As our question of the week deals with publicity and marketing, I feel a red flag raise in my head. These topics are easy obsessions for me, as I imagine it is with many authors. I’m not naïve enough to think marketing doesn’t matter or that all you need to do is create a great book; in fact marketing is something I’ve learned to embrace in the last couple of years.
But it’s a dangerous embrace, because it’s so easy to become too focused on it and lose yourself. Promotion is like an abusive lover, always claiming there’s something more you can do and that somebody else is doing it better. As authors embark on more and more elaborate schemes to get their work noticed (like this), the quest to become a household name can become a neurotic game of prestige and fame. For myself, I sometimes fear I may let it overshadow the more important things that I am trying to accomplish. I have many thoughts on this topic, but I must cut this short. I am WAY behind schedule on my work, which I have to begin thinking about promoting.

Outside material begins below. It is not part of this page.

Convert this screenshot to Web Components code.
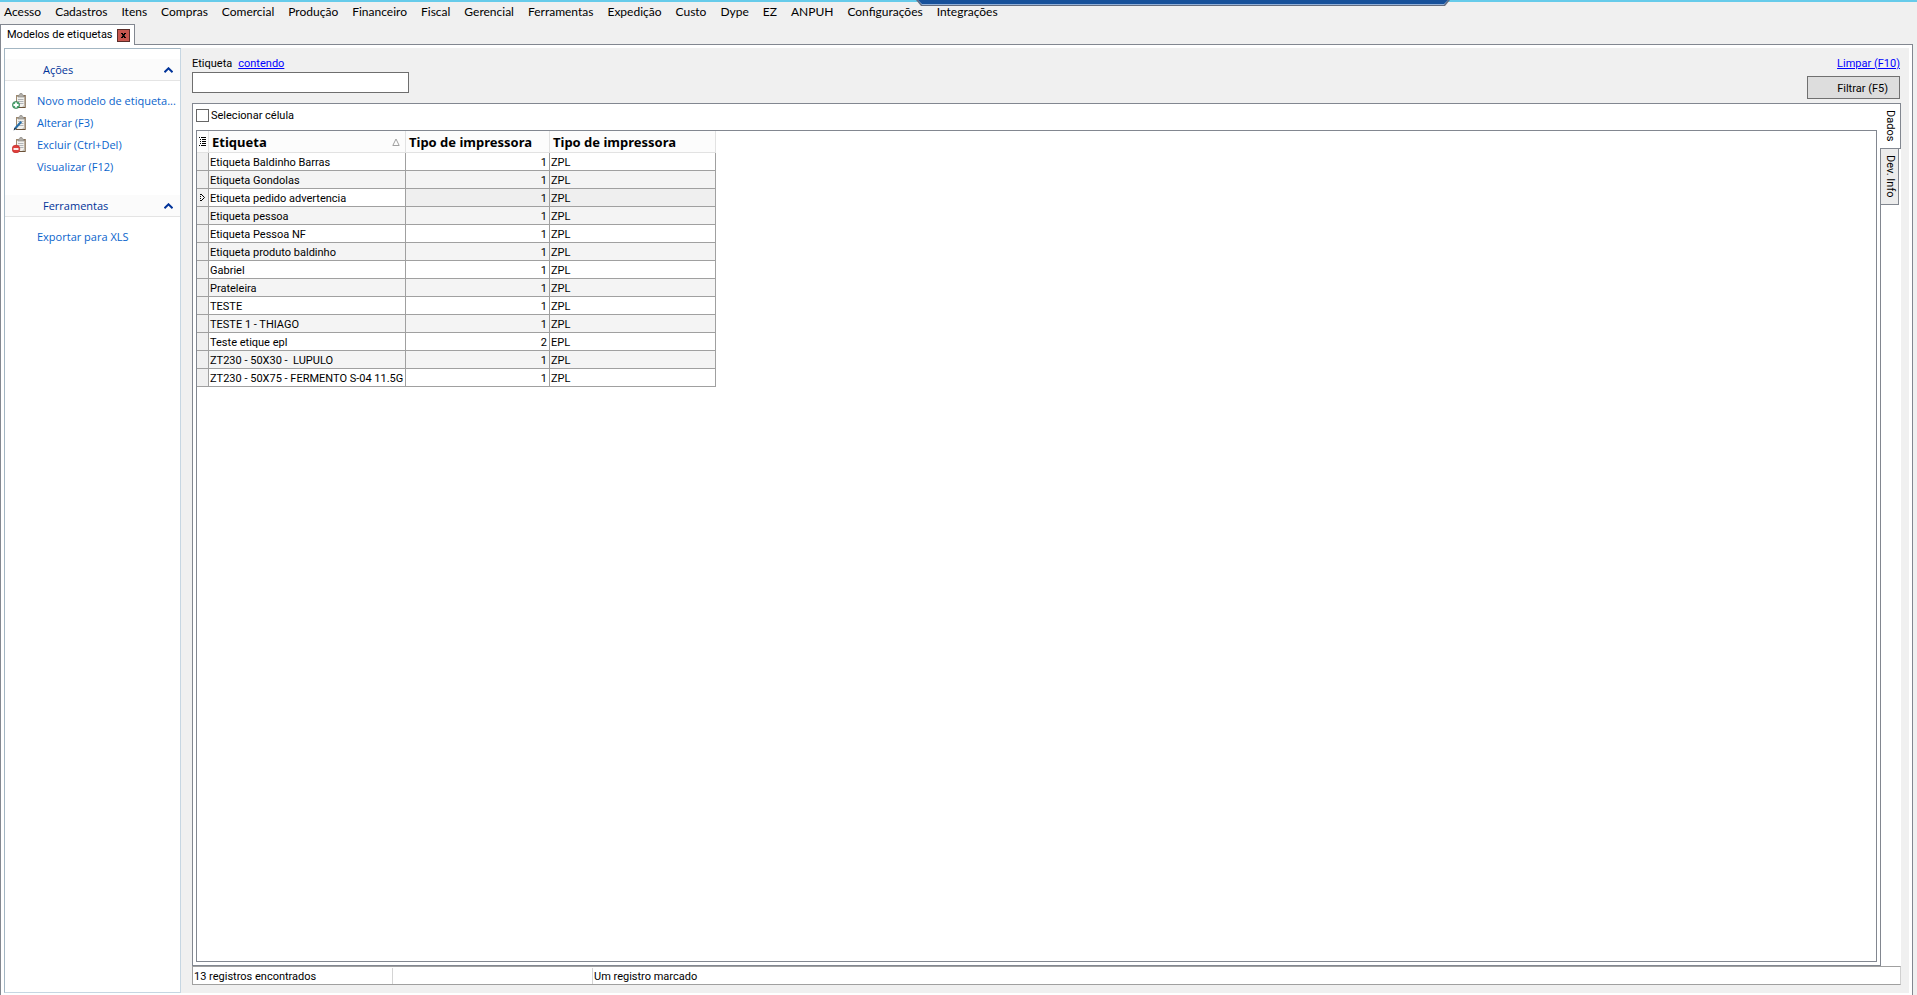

This is always a really interesting subject that I think we all must struggle with.
It just seems like the kind of thinking that you engage in when you are figuring out how to position a book, what hooks or what particular groups might take interest and how you can reach them... that thinking to me could not be farther from what goes on when you are writing or painting, it can be creative in its own way but it is so far from "birthing" a book...
Sometimes it seems like that kind of thinking takes over, and if you spend too much time thinking that way you start to wonder why were making the book to begin with. It starts to inhibit your creative impulse.
Of course with publishing the way it is you HAVE to think in those terms at least part of the time, and sometimes I really enjoy it, but it seems to me to be really important to limit it, not to get too caught up in selling yourself to the point where you start to believe your own hype.
"Promotion is like an abusive lover, always claiming there’s something more you can do ..." Well put! And the horrible thing is, there always is more you COULD do! How do you know when you're doing enough, too much, not enough for you? You can't go by the results because it really can't be measured, you neve know what resulted in what! It seems to me that you (Grace) have found a really good balance.
This is hard, especially if you're not good at switching from one task to another...I work best when I am focusing on just one thing. What about you? How do the rest of you switch the channel in your brain?